So last time I wound up focusing mostly on trilogies. I figured that this time, I’d focus more on series books, and things to think about or look at.
I feel like there’s really two kinds of series books. There are the stand-alone series, and the metaplot/contained series. The former are books that follow a certain character with continually changing circumstances. Each book is self-contained, and while it may build upon things that happen in previous books, the changes in character or situation may not be as dramatic or significant. The draw here is that people can see something in the main character that keeps them coming back for more. You always want to know about what crazy hijinks they’re getting themselves into. This is more like the Hardy Boys, the Babysitters Club, and several big mystery novelists following a certain hero or heroine.
On the other hand, you’ve got the series that’s building up towards something, or maybe several somethings. The best example here is Harry Potter. It follows Harry over the course of seven years, but each year has its own trials and tribulations. You can see the characters grow, and you can see a much larger plot weaving itself together over several books.
Now the downside. Pitching either type of series, outright, and expecting a publisher to buy into something this long is very, VERY difficult. Most deals you see are for one, two, or three books. On rare occasions, you’ll see a four book deal of some sort. But while having a seven-book outline might make so much sense to you as the author, unless the series takes off odds are most of those books would never see the light of day. The point of the matter, then, is to make those first one or two books shine so brightly that your audience, not to mention your publisher, is clamoring for more.
Besides, the fact is that along the way, changes made to book one, or book two, might completely invalidate whole parts of the outline for later books. So rather than being so emotionally invested in a seven book outline, take it a few books at a time. Present an outline for a book plus a sequel, or two sequels if all three ideas are really strong.
Look at other series books on the market. Which ones came to a satisfactory conclusion? Which ones ended prematurely? Like it or not, it’s something to keep in mind. If a series is successful, of course a publisher’s going to want to keep it going. It just makes good business sense. But no one really knows how a series is going to do until its actually out in the market, dipping its toe into the water.
- Is your main character flawed enough for several books? This becomes important, because you want an audience that’s going to relate to the character in some fashion (whether in admiration, because of their humor, or because you want to see how they’re going to muck it up next). A character that overcomes his own personal obstacles in the first book isn’t going to be as appealing in a second book, or a third one.
- Is each book in the series a solid story on its own? If a reader stopped with this book, would they be left hanging? Or would they have to read more to find out how things resolved? In a longer series book, each novel itself ends up being one chapter of a greater story. In a standalone series, each book is its own separate adventure. But just like with books in a trilogy, it should answer enough questions that the reader doesn’t feel cheated.
- Does that first book intrigue the reader enough to want more? Alternately, is the main character interesting enough to carry several more stories? The point is to make the reader want more. If the book is urban fantasy, is the twist to the world unique enough? There are several series out there that take something you think you know, and turn it on its side. The characters, the setting, the relationships. There’s something unexpected there. And people keep reading because they want to see more of this world, or how these relationships change.

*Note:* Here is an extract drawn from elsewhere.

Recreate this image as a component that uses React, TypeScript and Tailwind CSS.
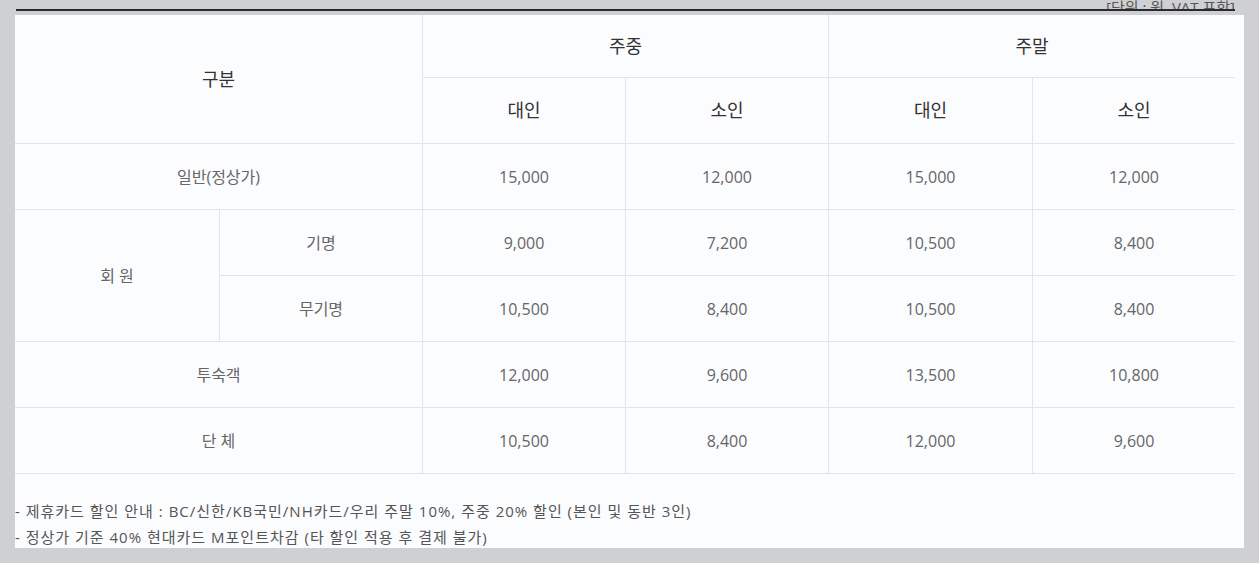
const FONT = { fontFamily: '"Open Sans", "Noto Sans CJK KR", sans-serif' }

const line = 'border-[#e3e3ef]'
const head = `flex items-center justify-center text-[18px] text-[#333] ${line}`
const cell = `flex items-center justify-center text-[16px] text-[#666] ${line}`

type Row = { label: string; values: string[] }

const general: Row = { label: '일반(정상가)', values: ['15,000', '12,000', '15,000', '12,000'] }
const members: Row[] = [
  { label: '기명', values: ['9,000', '7,200', '10,500', '8,400'] },
  { label: '무기명', values: ['10,500', '8,400', '10,500', '8,400'] },
]
const rest: Row[] = [
  { label: '투숙객', values: ['12,000', '9,600', '13,500', '10,800'] },
  { label: '단 체', values: ['10,500', '8,400', '12,000', '9,600'] },
]

function Values({ values }: { values: string[] }) {
  return (
    <>
      {values.map((v, i) => (
        <div key={i} className={`${cell} border-l border-b`}>
          {v}
        </div>
      ))}
    </>
  )
}

export default function App() {
  return (
    <div className="w-[1259px] h-[563px] overflow-hidden bg-[#cfd0d4] pl-[15px]" style={FONT}>
      <div className="w-[1220px] h-[9px] overflow-hidden flex items-end justify-end">
        <span className="text-[15px] leading-[20px] text-[#555] -mb-[8px]">[단위 : 원, VAT 포함]</span>
      </div>
      <div className="ml-px w-[1219px] h-[2px] bg-[#2a2a2e]" />
      <div className="mt-[4px] w-[1229px] h-[533px] bg-[#fbfcfe]">
        <div className="grid w-[1220px] grid-cols-[204px_203px_203px_203px_204px_203px] grid-rows-[63px_66px_66px_66px_66px_66px_66px]">
          <div className={`${head} col-span-2 row-span-2 border-b`}>구분</div>
          <div className={`${head} col-span-2 border-l border-b`}>주중</div>
          <div className={`${head} col-span-2 border-l border-b`}>주말</div>
          {['대인', '소인', '대인', '소인'].map((t, i) => (
            <div key={i} className={`${head} border-l border-b`}>
              {t}
            </div>
          ))}

          <div className={`${cell} col-span-2 border-b`}>{general.label}</div>
          <Values values={general.values} />

          <div className={`${cell} row-span-2 border-b`}>회 원</div>
          <div className={`${cell} border-l border-b`}>{members[0].label}</div>
          <Values values={members[0].values} />
          <div className={`${cell} border-l border-b`}>{members[1].label}</div>
          <Values values={members[1].values} />

          {rest.map((r) => (
            <div key={r.label} className="contents">
              <div className={`${cell} col-span-2 border-b`}>{r.label}</div>
              <Values values={r.values} />
            </div>
          ))}
        </div>

        <div className="mt-[24px] text-[15px] leading-[26px] tracking-[1px] text-[#555]">
          <p>- 제휴카드 할인 안내 : BC/신한/KB국민/NH카드/우리 주말 10%, 주중 20% 할인 (본인 및 동반 3인)</p>
          <p>- 정상가 기준 40% 현대카드 M포인트차감 (타 할인 적용 후 결제 불가)</p>
        </div>
      </div>
    </div>
  )
}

- Do you know your audience? This goes with the above where I mentioned looking up other series already on the market. If your first book in the series was compared to the first book of someone else’s series, how does it measure up? Does yours tell a unique story? Do you push things far enough? Ask yourself how you can make things stronger.
Just a few things I think its important to consider, when it comes to planning a series. Most agents won’t take on even a trilogy if that first book isn’t the strongest it can be. Same with a series. Focus on telling that first book the best you can. And if you’re lucky enough to have a book 2 or 3 as an option, keep pushing yourself. Make each book the strongest and best book yet.